• [Task goal] Restate the whole listing word for word. Pictures are left out.

(Code that builds pages)
⟨
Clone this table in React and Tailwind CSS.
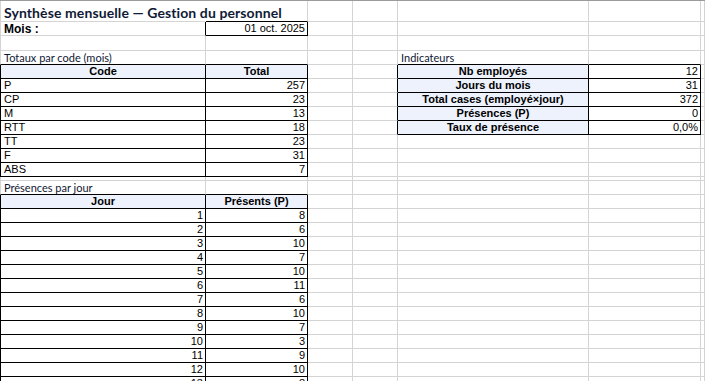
import React from 'react';

// column widths of the sheet, borders included (A..F, then the rest)
const COLS = ['w-[206px]', 'w-[102px]', 'w-[45px]', 'w-[45px]', 'w-[191px]', 'w-[112px]', 'flex-1'];

const Cell = ({ i, r, b, l, bg, align = 'left', bold, children, className = '' }) => {
  const justify = align === 'right' ? 'justify-end pr-[2px]' : align === 'center' ? 'justify-center' : 'justify-start pl-[3px]';
  return (
    <div
      className={`shrink-0 flex items-center whitespace-nowrap border-r border-b ${COLS[i]} ${justify} ${
        r === 'black' ? 'border-r-black' : r === 'none' ? 'border-r-transparent' : 'border-r-[#d4d4d4]'
      } ${b === 'black' ? 'border-b-black' : 'border-b-[#d4d4d4]'} ${
        i === 0 ? (l ? 'border-l border-l-black' : 'border-l border-l-[#d4d4d4]') : ''
      } ${bg ? 'bg-[#edf2fc]' : ''} ${bold ? 'font-bold' : ''} ${className}`}
    >
      {children}
    </div>
  );
};

const Row = ({ h = 'h-[14px]', children }) => <div className={`flex ${h}`}>{children}</div>;

const codes = [
  ['P', 257],
  ['CP', 23],
  ['M', 13],
  ['RTT', 18],
  ['TT', 23],
  ['F', 31],
  ['ABS', 7],
];

const indicators = [
  ['Nb employés', '12'],
  ['Jours du mois', '31'],
  ['Total cases (employé×jour)', '372'],
  ['Présences (P)', '0'],
  ['Taux de présence', '0,0%'],
];

const days = [8, 6, 10, 7, 10, 11, 6, 10, 7, 3, 9, 10, 8];

const Label = ({ children }) => (
  <span className="text-[11px] text-[#0f1733] font-['Lato',sans-serif]">{children}</span>
);

export default function App() {
  // rows 5..12 : code table on the left, indicators on the right for the first five
  const codeRows = [null, ...codes].map((c, k) => {
    const ind = k < indicators.length ? indicators[k] : null;
    return (
      <Row key={k}>
        <Cell i={0} r="black" b="black" l bg={!c} align={c ? 'left' : 'center'} bold={!c}>
          {c ? c[0] : 'Code'}
        </Cell>
        <Cell i={1} r="black" b="black" bg={!c} align={c ? 'right' : 'center'} bold={!c}>
          {c ? c[1] : 'Total'}
        </Cell>
        <Cell i={2} />
        <Cell i={3} r={ind ? 'black' : undefined} />
        <Cell i={4} r={ind ? 'black' : undefined} b={ind ? 'black' : undefined} bg={!!ind} align="center" bold>
          {ind && ind[0]}
        </Cell>
        <Cell i={5} r={ind ? 'black' : undefined} b={ind ? 'black' : undefined} align="right">
          {ind && ind[1]}
        </Cell>
        <Cell i={6} />
      </Row>
    );
  });

  return (
    <div className="w-[705px] h-[381px] overflow-hidden bg-white text-[11px] leading-none text-black font-['Liberation_Sans',Arial,sans-serif] border-t border-t-[#9b9b9b]">
      <Row h="h-[21px]">
        <Cell i={0} r="none" className="overflow-visible">
          <span className="text-[14px] font-bold text-[#101a36] font-['Lato',sans-serif] tracking-[0.1px] pt-[3px]">
            Synthèse mensuelle — Gestion du personnel
          </span>
        </Cell>
        <Cell i={1} b="black" />
        <Cell i={2} />
        <Cell i={3} />
        <Cell i={4} />
        <Cell i={5} />
        <Cell i={6} />
      </Row>

      <Row>
        <Cell i={0} r="black" bold className="text-[12px]">
          Mois :
        </Cell>
        <Cell i={1} r="black" b="black" align="right">
          01 oct. 2025
        </Cell>
        <Cell i={2} />
        <Cell i={3} />
        <Cell i={4} />
        <Cell i={5} />
        <Cell i={6} />
      </Row>

      <Row h="h-[15px]">
        {COLS.map((_, i) => (
          <Cell key={i} i={i} />
        ))}
      </Row>

      <Row>
        <Cell i={0} b="black">
          <Label>Totaux par code (mois)</Label>
        </Cell>
        <Cell i={1} b="black" />
        <Cell i={2} />
        <Cell i={3} />
        <Cell i={4} b="black">
          <Label>Indicateurs</Label>
        </Cell>
        <Cell i={5} b="black" />
        <Cell i={6} />
      </Row>

      {codeRows}

      <Row h="h-[4px]">
        {COLS.map((_, i) => (
          <Cell key={i} i={i} />
        ))}
      </Row>

      <Row>
        <Cell i={0} b="black">
          <Label>Présences par jour</Label>
        </Cell>
        <Cell i={1} b="black" />
        <Cell i={2} />
        <Cell i={3} />
        <Cell i={4} />
        <Cell i={5} />
        <Cell i={6} />
      </Row>

      <Row>
        <Cell i={0} r="black" b="black" l bg align="center" bold>
          Jour
        </Cell>
        <Cell i={1} r="black" b="black" bg align="center" bold>
          Présents (P)
        </Cell>
        <Cell i={2} />
        <Cell i={3} />
        <Cell i={4} />
        <Cell i={5} />
        <Cell i={6} />
      </Row>

      {days.map((n, k) => (
        <Row key={k}>
          <Cell i={0} r="black" b="black" l align="right">
            {k + 1}
          </Cell>
          <Cell i={1} r="black" b="black" align="right">
            {n}
          </Cell>
          <Cell i={2} />
          <Cell i={3} />
          <Cell i={4} />
          <Cell i={5} />
          <Cell i={6} />
        </Row>
      ))}
    </div>
  );
}
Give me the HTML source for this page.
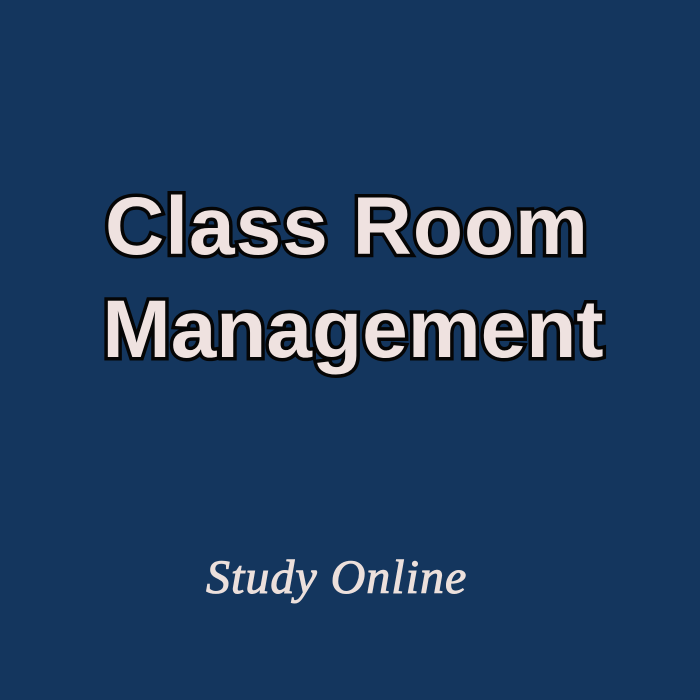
⟩
• [The reply]
Clone this table in React and Tailwind CSS.
import React from 'react';

// column widths of the sheet, borders included (A..F, then the rest)
const COLS = ['w-[206px]', 'w-[102px]', 'w-[45px]', 'w-[45px]', 'w-[191px]', 'w-[112px]', 'flex-1'];

const Cell = ({ i, r, b, l, bg, align = 'left', bold, children, className = '' }) => {
  const justify = align === 'right' ? 'justify-end pr-[2px]' : align === 'center' ? 'justify-center' : 'justify-start pl-[3px]';
  return (
    <div
      className={`shrink-0 flex items-center whitespace-nowrap border-r border-b ${COLS[i]} ${justify} ${
        r === 'black' ? 'border-r-black' : r === 'none' ? 'border-r-transparent' : 'border-r-[#d4d4d4]'
      } ${b === 'black' ? 'border-b-black' : 'border-b-[#d4d4d4]'} ${
        i === 0 ? (l ? 'border-l border-l-black' : 'border-l border-l-[#d4d4d4]') : ''
      } ${bg ? 'bg-[#edf2fc]' : ''} ${bold ? 'font-bold' : ''} ${className}`}
    >
      {children}
    </div>
  );
};

const Row = ({ h = 'h-[14px]', children }) => <div className={`flex ${h}`}>{children}</div>;

const codes = [
  ['P', 257],
  ['CP', 23],
  ['M', 13],
  ['RTT', 18],
  ['TT', 23],
  ['F', 31],
  ['ABS', 7],
];

const indicators = [
  ['Nb employés', '12'],
  ['Jours du mois', '31'],
  ['Total cases (employé×jour)', '372'],
  ['Présences (P)', '0'],
  ['Taux de présence', '0,0%'],
];

const days = [8, 6, 10, 7, 10, 11, 6, 10, 7, 3, 9, 10, 8];

const Label = ({ children }) => (
  <span className="text-[11px] text-[#0f1733] font-['Lato',sans-serif]">{children}</span>
);

export default function App() {
  // rows 5..12 : code table on the left, indicators on the right for the first five
  const codeRows = [null, ...codes].map((c, k) => {
    const ind = k < indicators.length ? indicators[k] : null;
    return (
      <Row key={k}>
        <Cell i={0} r="black" b="black" l bg={!c} align={c ? 'left' : 'center'} bold={!c}>
          {c ? c[0] : 'Code'}
        </Cell>
        <Cell i={1} r="black" b="black" bg={!c} align={c ? 'right' : 'center'} bold={!c}>
          {c ? c[1] : 'Total'}
        </Cell>
        <Cell i={2} />
        <Cell i={3} r={ind ? 'black' : undefined} />
        <Cell i={4} r={ind ? 'black' : undefined} b={ind ? 'black' : undefined} bg={!!ind} align="center" bold>
          {ind && ind[0]}
        </Cell>
        <Cell i={5} r={ind ? 'black' : undefined} b={ind ? 'black' : undefined} align="right">
          {ind && ind[1]}
        </Cell>
        <Cell i={6} />
      </Row>
    );
  });

  return (
    <div className="w-[705px] h-[381px] overflow-hidden bg-white text-[11px] leading-none text-black font-['Liberation_Sans',Arial,sans-serif] border-t border-t-[#9b9b9b]">
      <Row h="h-[21px]">
        <Cell i={0} r="none" className="overflow-visible">
          <span className="text-[14px] font-bold text-[#101a36] font-['Lato',sans-serif] tracking-[0.1px] pt-[3px]">
            Synthèse mensuelle — Gestion du personnel
          </span>
        </Cell>
        <Cell i={1} b="black" />
        <Cell i={2} />
        <Cell i={3} />
        <Cell i={4} />
        <Cell i={5} />
        <Cell i={6} />
      </Row>

      <Row>
        <Cell i={0} r="black" bold className="text-[12px]">
          Mois :
        </Cell>
        <Cell i={1} r="black" b="black" align="right">
          01 oct. 2025
        </Cell>
        <Cell i={2} />
        <Cell i={3} />
        <Cell i={4} />
        <Cell i={5} />
        <Cell i={6} />
      </Row>

      <Row h="h-[15px]">
        {COLS.map((_, i) => (
          <Cell key={i} i={i} />
        ))}
      </Row>

      <Row>
        <Cell i={0} b="black">
          <Label>Totaux par code (mois)</Label>
        </Cell>
        <Cell i={1} b="black" />
        <Cell i={2} />
        <Cell i={3} />
        <Cell i={4} b="black">
          <Label>Indicateurs</Label>
        </Cell>
        <Cell i={5} b="black" />
        <Cell i={6} />
      </Row>

      {codeRows}

      <Row h="h-[4px]">
        {COLS.map((_, i) => (
          <Cell key={i} i={i} />
        ))}
      </Row>

      <Row>
        <Cell i={0} b="black">
          <Label>Présences par jour</Label>
        </Cell>
        <Cell i={1} b="black" />
        <Cell i={2} />
        <Cell i={3} />
        <Cell i={4} />
        <Cell i={5} />
        <Cell i={6} />
      </Row>

      <Row>
        <Cell i={0} r="black" b="black" l bg align="center" bold>
          Jour
        </Cell>
        <Cell i={1} r="black" b="black" bg align="center" bold>
          Présents (P)
        </Cell>
        <Cell i={2} />
        <Cell i={3} />
        <Cell i={4} />
        <Cell i={5} />
        <Cell i={6} />
      </Row>

      {days.map((n, k) => (
        <Row key={k}>
          <Cell i={0} r="black" b="black" l align="right">
            {k + 1}
          </Cell>
          <Cell i={1} r="black" b="black" align="right">
            {n}
          </Cell>
          <Cell i={2} />
          <Cell i={3} />
          <Cell i={4} />
          <Cell i={5} />
          <Cell i={6} />
        </Row>
      ))}
    </div>
  );
}
Give me the HTML source for this page.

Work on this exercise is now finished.